Nagaland was one of the few states where the regional party did not play second fiddle in an alliance with a national party. But the Naga People’s Front has now gone on the defensive against the BJP.

In a meeting on Wednesday, the official party leadership warned churches about “communal elements” and “urged all national political parties to stop forthwith their unholy tendency to destabilise regional political party governments”. On Thursday, it accused the governor of acting illegally and then invited him to a “beef feast” – “Your Excellency knows Nagas are voracious meat eaters” – to celebrate the party’s break with the BJP.

Loss of diversity?

What would the shrinking of space for regional parties mean for the North East?

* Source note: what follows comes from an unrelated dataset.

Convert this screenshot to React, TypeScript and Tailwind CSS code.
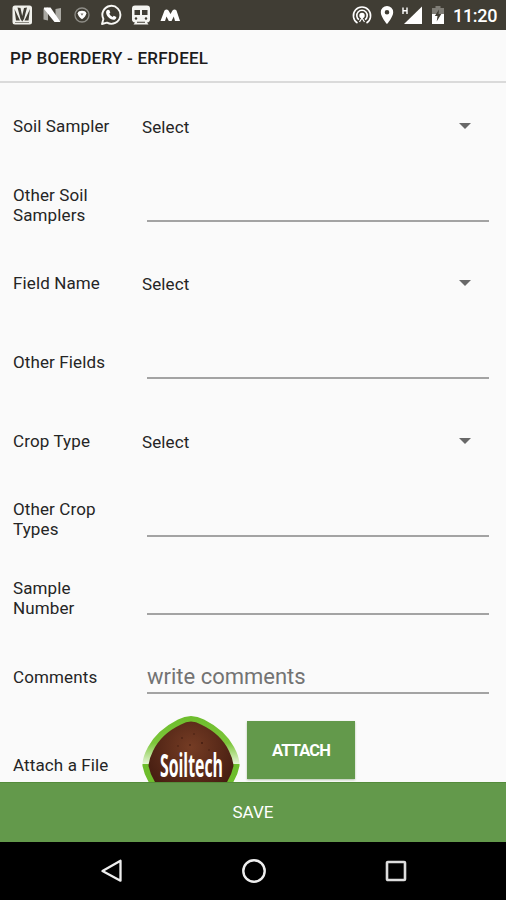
import type { ReactNode } from "react";

interface FormField {
  label: string;
  kind: "select" | "input";
  placeholder?: string;
}

const FIELDS: FormField[] = [
  { label: "Soil Sampler", kind: "select" },
  { label: "Other Soil Samplers", kind: "input" },
  { label: "Field Name", kind: "select" },
  { label: "Other Fields", kind: "input" },
  { label: "Crop Type", kind: "select" },
  { label: "Other Crop Types", kind: "input" },
  { label: "Sample Number", kind: "input" },
  { label: "Comments", kind: "input", placeholder: "write comments" },
];

function StatusBar() {
  return (
    <div className="flex h-[30px] shrink-0 items-center bg-[#403d34] pl-[11px] pr-[9px] text-white">
      {/* Notifications */}
      <svg className="h-[22px] w-[22px]" viewBox="0 0 22 22">
        <rect x="1.5" y="1.5" width="19.500" height="19" rx="2.500" fill="#f0f0eb" />
        <path d="M3.500 5l5.500 11.500H5zM19 5l-5.500 11.500h4z" fill="#403d34" />
        <path d="M6.500 3.500l3 .5 1.700 8L13 4l3-.5-3 11.500-1.800 2.500L9.500 15z" fill="#403d34" />
        <path d="M4 18.500h14" stroke="#8d8b84" strokeWidth="1" />
      </svg>
      <svg className="ml-[9px] h-[20px] w-[20px]" viewBox="0 0 20 20">
        <path d="M1.500 3.500l4.500-1v13L1.500 14.500zM13.500 4l5.500-1v12.500l-5.500 1.500z" fill="#aaa9a3" />
        <path d="M2 2.500h6.500l10 14.500h-6L2 4z" fill="#fff" />
      </svg>
      <svg className="ml-[11px] h-[18px] w-[18px]" viewBox="0 0 18 18">
        <circle cx="9" cy="9" r="7" fill="none" stroke="#8e8d87" strokeWidth="1.300" />
        <path d="M9 4.800c2 0 4.300.8 4.300 2.500 0 2-2 4.700-4.300 6-2.300-1.300-4.300-4-4.300-6 0-1.700 2.300-2.500 4.300-2.500z" fill="#fff" />
        <path d="M7.500 7.500h3L9 9.700z" fill="#77756e" />
      </svg>
      <svg className="ml-[9px] h-[22px] w-[22px]" viewBox="0 0 22 22">
        <path d="M2 20l1.400-5A9 9 0 1 1 7 18.700z" fill="none" stroke="#f8f8f5" strokeWidth="1.900" strokeLinejoin="round" />
        <path d="M7.700 5.800l1.600.1 1 2.500-1 1.400c.8 1.500 1.900 2.500 3.300 3.200l1.200-1.300 2.500 1.200c.2 1.800-1.200 2.900-2.900 2.900-3.600-.4-7.200-4-7.300-7.300 0-1.200.6-2.200 1.600-2.700z" fill="#fff" />
      </svg>
      <svg className="ml-[9px] h-[20px] w-[20px]" viewBox="0 0 20 20">
        <path d="M4 .500h12q3 0 3 3v11q0 2.500-3 3l1.500 2h-15L4 17.500q-3-.5-3-3v-11q0-3 3-3z" fill="#f4f4f0" />
        <path d="M3.500 5H9v5H3.500zM11 5h5.500v5H11zM6 16.800h8v1H6z" fill="#403d34" />
        <circle cx="5" cy="13.500" r="1.200" fill="#403d34" />
        <circle cx="15" cy="13.500" r="1.200" fill="#403d34" />
      </svg>
      <svg className="ml-[9px] h-[16px] w-[20px]" viewBox="0 0 20 16">
        <path d="M.500 14L4.500 3.500q2-2 4 0l2 3.500 2-3.500q2-2 4 0L20 14h-5L13.800 9.500 11.500 14H8.800L6.500 9.500 5 14z" fill="#fff" />
      </svg>

      {/* Connectivity */}
      <svg className="ml-auto mr-[-1px] h-[20px] w-[20px]" viewBox="0 0 20 20" fill="none" stroke="#fff" strokeWidth="1.600">
        <path d="M5.500 18a8.600 8.600 0 1 1 9 0M7 14.700a5.200 5.200 0 1 1 6 0" />
        <circle cx="10" cy="10.500" r="1.900" fill="#fff" />
        <path d="M7.500 17l2.500-4 2.500 4" strokeWidth="1.200" />
      </svg>
      <svg className="ml-[9px] h-[20px] w-[14px]" viewBox="0 0 14 20">
        <path fillRule="evenodd" d="M7 1a6.200 6.200 0 0 0-6.200 6.200C.8 12 7 19 7 19s6.200-7 6.200-11.800A6.200 6.200 0 0 0 7 1zm0 4a2.300 2.300 0 1 1 0 4.600A2.300 2.300 0 0 1 7 5z" fill="#fff" />
      </svg>
      <svg className="ml-[7px] h-[20px] w-[22px]" viewBox="0 0 22 20">
        <path d="M2 2.500v6.500M6 2.500v6.500M2 5.700h4" stroke="#fff" strokeWidth="1.400" />
        <path d="M21 1.500v17.500H3z" fill="#fff" />
      </svg>
      <svg className="ml-[8px] h-[20px] w-[14px]" viewBox="0 0 14 20">
        <path d="M4.500 1h5v2H13v7H1V3h3.500z" fill="#7f7d76" />
        <path d="M1 9h12v10H1z" fill="#fff" />
        <path d="M8 4.500L3.800 11h2.700l-.8 5.500L10.300 9H7.500z" fill="#403d34" />
      </svg>
      <span className="ml-[8px] mt-px w-[44px] whitespace-nowrap text-[18px] font-medium leading-none tracking-[-0.300px]">
        11:20
      </span>
    </div>
  );
}

function Row({ label, children }: { label: string; children: ReactNode }) {
  return (
    <div className="flex h-[78.700px] shrink-0 items-center pl-[13px] pr-[17px]">
      <div className="w-[129px] shrink-0 pr-6 text-[17px] leading-5 tracking-[0.120px] text-[#252525]">{label}</div>
      {children}
    </div>
  );
}

function SelectBox() {
  return (
    <div className="flex flex-1 items-center justify-between pr-[18px] text-[17px] leading-5 tracking-[0.120px] text-[#252525]">
      <span className="mt-0.5">Select</span>
      <svg className="h-[6px] w-[12px]" viewBox="0 0 12 6">
        <path d="M0 0h12L6 6z" fill="#686868" />
      </svg>
    </div>
  );
}

function TextBox({ placeholder }: { placeholder?: string }) {
  return (
    <div className="ml-[5px] flex h-[35px] flex-1 items-center border-b-2 border-[#a3a3a3]">
      <input
        className="mt-[2px] w-full bg-transparent text-[22px] leading-7 text-[#222] outline-none placeholder:text-[#737373]"
        placeholder={placeholder}
      />
    </div>
  );
}

function SoiltechLogo() {
  return (
    <svg className="h-[100px] w-[98px] shrink-0" viewBox="0 0 98 100">
      <defs>
        <linearGradient id="rim" x1="0" y1="0" x2="0" y2="1">
          <stop offset="0" stopColor="#6dbd2c" />
          <stop offset="0.280" stopColor="#7cc63a" />
          <stop offset="0.490" stopColor="#e4f5d4" />
          <stop offset="0.500" stopColor="#6dbd2c" />
          <stop offset="1" stopColor="#6dbd2c" />
        </linearGradient>
        <radialGradient id="soil" cx="0.500" cy="0.300" r="0.600">
          <stop offset="0" stopColor="#753c24" />
          <stop offset="1" stopColor="#451d11" />
        </radialGradient>
      </defs>
      <path d="M36 3.500Q49-3.500 62 3.500Q83 14 92 31Q98 42 97.500 50Q95 64 82 79Q49 115 16 79Q3 64 .500 50Q0 42 6 31Q15 14 36 3.500z" fill="url(#rim)" />
      <path d="M39 8.500Q49 2.500 59 8.500Q79 18 87 35Q91 43 91.500 50Q89 63 77 77Q49 105 21 77Q9 63 6.500 50Q7 43 11 35Q19 18 39 8.500z" fill="url(#soil)" />
      <g fill="#3f1a0f">
        <circle cx="40" cy="22" r="0.800" />
        <circle cx="52" cy="18" r="0.700" />
        <circle cx="60" cy="27" r="0.900" />
        <circle cx="36" cy="30" r="0.700" />
        <circle cx="48" cy="29" r="0.800" />
        <circle cx="67" cy="34" r="0.700" />
      </g>
      <text
        transform="translate(18 60.500) scale(0.480 1)"
        className="fill-white font-['Open_Sans',sans-serif] text-[33px] font-bold"
      >
        Soiltech
      </text>
    </svg>
  );
}

function NavBar() {
  return (
    <div className="flex h-[58px] shrink-0 items-center justify-between bg-black pl-[100px] pr-[98px]">
      <svg className="h-[24px] w-[24px]" viewBox="0 0 24 24" fill="none" stroke="#eee" strokeWidth="2.300" strokeLinejoin="round">
        <path d="M20.500 1.700v20L2.500 12z" />
      </svg>
      <svg className="h-[26px] w-[26px]" viewBox="0 0 26 26" fill="none" stroke="#eee" strokeWidth="2.400">
        <circle cx="13" cy="13" r="10.700" />
      </svg>
      <svg className="h-[24px] w-[24px]" viewBox="0 0 24 24" fill="none" stroke="#ddd" strokeWidth="2.600">
        <rect x="3" y="3" width="18" height="18" rx="0.800" />
      </svg>
    </div>
  );
}

export default function App() {
  return (
    <div className="flex h-[900px] w-[506px] flex-col overflow-hidden bg-[#fafafa] font-[Roboto,sans-serif]">
      <StatusBar />

      <header className="flex h-[53px] shrink-0 items-center border-b-2 border-[#dadada] pl-[10px] pt-[6px] text-[17px] font-medium tracking-[0.230px] text-[#1c1c1c]">
        PP BOERDERY - ERFDEEL
      </header>

      <main className="flex min-h-0 flex-1 flex-col overflow-hidden pt-[3.500px]">
        {FIELDS.map((field) => (
          <Row key={field.label} label={field.label}>
            {field.kind === "select" ? <SelectBox /> : <TextBox placeholder={field.placeholder} />}
          </Row>
        ))}

        {/* Attachment row continues under the save button */}
        <div className="flex h-[100px] shrink-0 items-start pl-[13px]">
          <div className="mt-[39px] w-[129px] shrink-0 text-[17px] leading-5 tracking-[0.120px] text-[#252525]">
            Attach a File
          </div>
          <SoiltechLogo />
          <button className="ml-[7px] mt-[5px] h-[58px] w-[108px] bg-[#63994b] pt-[3px] text-[16.500px] font-bold tracking-[-0.900px] text-white shadow-[0_1px_2px_#b5c6ac]">
            ATTACH
          </button>
        </div>
      </main>

      <button className="h-[60px] shrink-0 border-t border-[#548b3b] bg-[#63994b] pt-px text-[17px] text-white">SAVE</button>
      <NavBar />
    </div>
  );
}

Many of these parties have their roots in a history of ethnic nationalism, which often turned into militancy. They were formed as violent agitations were petering out.

The Assam Movement gave way to the Asom Gana Parishad in 1985. The Bodoland People’s Front grew out of the militant group Bodo Liberation Tigers, after it signed an accord with the government in 2003. The Naga People’s Front was founded in 2002, when all the major Naga underground groups had entered into ceasefires with the Indian state. The All India United Democratic Front addressed the particular vulnerabilities of Bengali Muslims in Assam.

Whatever their failings, these parties ensured that the identities and demands that had found violent expression were accommodated in a democratic set-up. Not only did they give representation to voices that felt they would never be heard, they made Indian democracy richer and more diverse. In the battle between national parties, these voices should not be lost.